TASK REQUIREMENTS ::
All lines below must be repeated exactly, with the pictures omitted.

═════ DATASET SECTION

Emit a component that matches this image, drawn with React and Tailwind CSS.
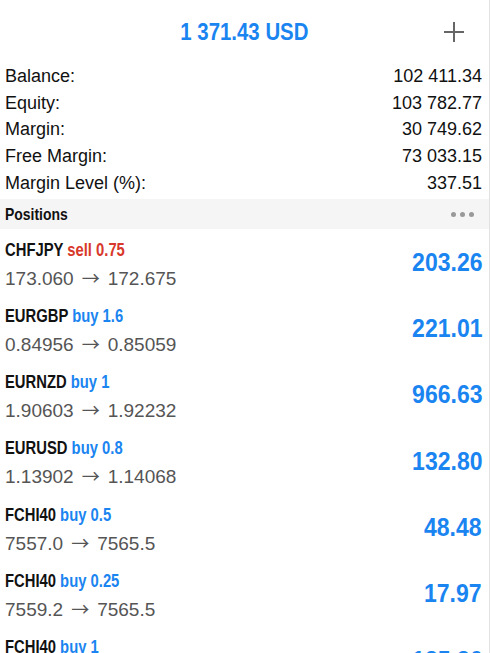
const summary = [
  ["Balance:", "102 411.34"],
  ["Equity:", "103 782.77"],
  ["Margin:", "30 749.62"],
  ["Free Margin:", "73 033.15"],
  ["Margin Level (%):", "337.51"],
];

const positions = [
  { symbol: "CHFJPY", side: "sell", volume: "0.75", open: "173.060", current: "172.675", profit: "203.26" },
  { symbol: "EURGBP", side: "buy", volume: "1.6", open: "0.84956", current: "0.85059", profit: "221.01" },
  { symbol: "EURNZD", side: "buy", volume: "1", open: "1.90603", current: "1.92232", profit: "966.63" },
  { symbol: "EURUSD", side: "buy", volume: "0.8", open: "1.13902", current: "1.14068", profit: "132.80" },
  { symbol: "FCHI40", side: "buy", volume: "0.5", open: "7557.0", current: "7565.5", profit: "48.48" },
  { symbol: "FCHI40", side: "buy", volume: "0.25", open: "7559.2", current: "7565.5", profit: "17.97" },
  { symbol: "FCHI40", side: "buy", volume: "1", open: "7550.1", current: "7565.5", profit: "125.36" },
];

// condensed bold look: Liberation Sans Bold squeezed horizontally
const bold = "font-['Liberation_Sans',Arial,sans-serif] font-bold";

function PositionRow({ p }) {
  return (
    <div className="flex h-[66.3px] shrink-0 items-center justify-between pl-[5px] pr-[7px]">
      <div className="flex flex-col pt-[2px]">
        <div className="h-[26px] leading-[26px]">
          <span className={`${bold} inline-block origin-left scale-x-[0.8] whitespace-nowrap text-[18.5px] text-[#111]`}>
            {p.symbol}{" "}
            <span className={p.side === "sell" ? "text-[#d8382b]" : "text-[#1a84f0]"}>
              {p.side} {p.volume}
            </span>
          </span>
        </div>
        <div className="h-[28px] whitespace-nowrap font-['Liberation_Sans',Arial,sans-serif] text-[19px] leading-[28px] text-[#555]">
          {p.open}
          <span className="mx-[8px] font-['Noto_Sans_CJK_JP',sans-serif] text-[18px]">→</span>
          {p.current}
        </div>
      </div>
      <span className={`${bold} inline-block origin-right scale-x-[0.92] text-[25px] text-[#1a84f0]`}>{p.profit}</span>
    </div>
  );
}

export default function App() {
  return (
    <div className="flex h-[653px] w-[490px] flex-col overflow-hidden border-r border-[#e2e2e2] bg-white">
      {/* Header */}
      <div className="relative flex h-[63px] shrink-0 items-center justify-center">
        <span className={`${bold} inline-block scale-x-[0.85] text-[24px] text-[#1a84f0]`}>1 371.43 USD</span>
        <svg className="absolute left-[444px] top-[22px]" width="20" height="20" viewBox="0 0 20 20">
          <path d="M10 0v20M0 10h20" stroke="#666" strokeWidth="2" />
        </svg>
      </div>

      {/* Account summary */}
      <div className="flex shrink-0 flex-col pb-[3px] pl-[5px] pr-[7px] font-['Liberation_Sans',Arial,sans-serif] text-[18px] text-[#111]">
        {summary.map(([label, value]) => (
          <div key={label} className="flex h-[26.7px] items-center justify-between">
            <span>{label}</span>
            <span>{value}</span>
          </div>
        ))}
      </div>

      {/* Positions header */}
      <div className="flex h-[30px] shrink-0 items-center justify-between bg-[#f5f5f5] pl-[5px] pr-[15px]">
        <span className={`${bold} inline-block origin-left scale-x-[0.82] text-[17px] text-[#111]`}>Positions</span>
        <div className="flex gap-[4px]">
          <span className="h-[5px] w-[5px] rounded-full bg-[#999]" />
          <span className="h-[5px] w-[5px] rounded-full bg-[#999]" />
          <span className="h-[5px] w-[5px] rounded-full bg-[#999]" />
        </div>
      </div>

      {/* Positions list */}
      {positions.map((p, i) => (
        <PositionRow key={i} p={p} />
      ))}
    </div>
  );
}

══════════

OUTPUT BELOW ::
Emit a component that matches this image, drawn with React and Tailwind CSS.
const summary = [
  ["Balance:", "102 411.34"],
  ["Equity:", "103 782.77"],
  ["Margin:", "30 749.62"],
  ["Free Margin:", "73 033.15"],
  ["Margin Level (%):", "337.51"],
];

const positions = [
  { symbol: "CHFJPY", side: "sell", volume: "0.75", open: "173.060", current: "172.675", profit: "203.26" },
  { symbol: "EURGBP", side: "buy", volume: "1.6", open: "0.84956", current: "0.85059", profit: "221.01" },
  { symbol: "EURNZD", side: "buy", volume: "1", open: "1.90603", current: "1.92232", profit: "966.63" },
  { symbol: "EURUSD", side: "buy", volume: "0.8", open: "1.13902", current: "1.14068", profit: "132.80" },
  { symbol: "FCHI40", side: "buy", volume: "0.5", open: "7557.0", current: "7565.5", profit: "48.48" },
  { symbol: "FCHI40", side: "buy", volume: "0.25", open: "7559.2", current: "7565.5", profit: "17.97" },
  { symbol: "FCHI40", side: "buy", volume: "1", open: "7550.1", current: "7565.5", profit: "125.36" },
];

// condensed bold look: Liberation Sans Bold squeezed horizontally
const bold = "font-['Liberation_Sans',Arial,sans-serif] font-bold";

function PositionRow({ p }) {
  return (
    <div className="flex h-[66.3px] shrink-0 items-center justify-between pl-[5px] pr-[7px]">
      <div className="flex flex-col pt-[2px]">
        <div className="h-[26px] leading-[26px]">
          <span className={`${bold} inline-block origin-left scale-x-[0.8] whitespace-nowrap text-[18.5px] text-[#111]`}>
            {p.symbol}{" "}
            <span className={p.side === "sell" ? "text-[#d8382b]" : "text-[#1a84f0]"}>
              {p.side} {p.volume}
            </span>
          </span>
        </div>
        <div className="h-[28px] whitespace-nowrap font-['Liberation_Sans',Arial,sans-serif] text-[19px] leading-[28px] text-[#555]">
          {p.open}
          <span className="mx-[8px] font-['Noto_Sans_CJK_JP',sans-serif] text-[18px]">→</span>
          {p.current}
        </div>
      </div>
      <span className={`${bold} inline-block origin-right scale-x-[0.92] text-[25px] text-[#1a84f0]`}>{p.profit}</span>
    </div>
  );
}

export default function App() {
  return (
    <div className="flex h-[653px] w-[490px] flex-col overflow-hidden border-r border-[#e2e2e2] bg-white">
      {/* Header */}
      <div className="relative flex h-[63px] shrink-0 items-center justify-center">
        <span className={`${bold} inline-block scale-x-[0.85] text-[24px] text-[#1a84f0]`}>1 371.43 USD</span>
        <svg className="absolute left-[444px] top-[22px]" width="20" height="20" viewBox="0 0 20 20">
          <path d="M10 0v20M0 10h20" stroke="#666" strokeWidth="2" />
        </svg>
      </div>

      {/* Account summary */}
      <div className="flex shrink-0 flex-col pb-[3px] pl-[5px] pr-[7px] font-['Liberation_Sans',Arial,sans-serif] text-[18px] text-[#111]">
        {summary.map(([label, value]) => (
          <div key={label} className="flex h-[26.7px] items-center justify-between">
            <span>{label}</span>
            <span>{value}</span>
          </div>
        ))}
      </div>

      {/* Positions header */}
      <div className="flex h-[30px] shrink-0 items-center justify-between bg-[#f5f5f5] pl-[5px] pr-[15px]">
        <span className={`${bold} inline-block origin-left scale-x-[0.82] text-[17px] text-[#111]`}>Positions</span>
        <div className="flex gap-[4px]">
          <span className="h-[5px] w-[5px] rounded-full bg-[#999]" />
          <span className="h-[5px] w-[5px] rounded-full bg-[#999]" />
          <span className="h-[5px] w-[5px] rounded-full bg-[#999]" />
        </div>
      </div>

      {/* Positions list */}
      {positions.map((p, i) => (
        <PositionRow key={i} p={p} />
      ))}
    </div>
  );
}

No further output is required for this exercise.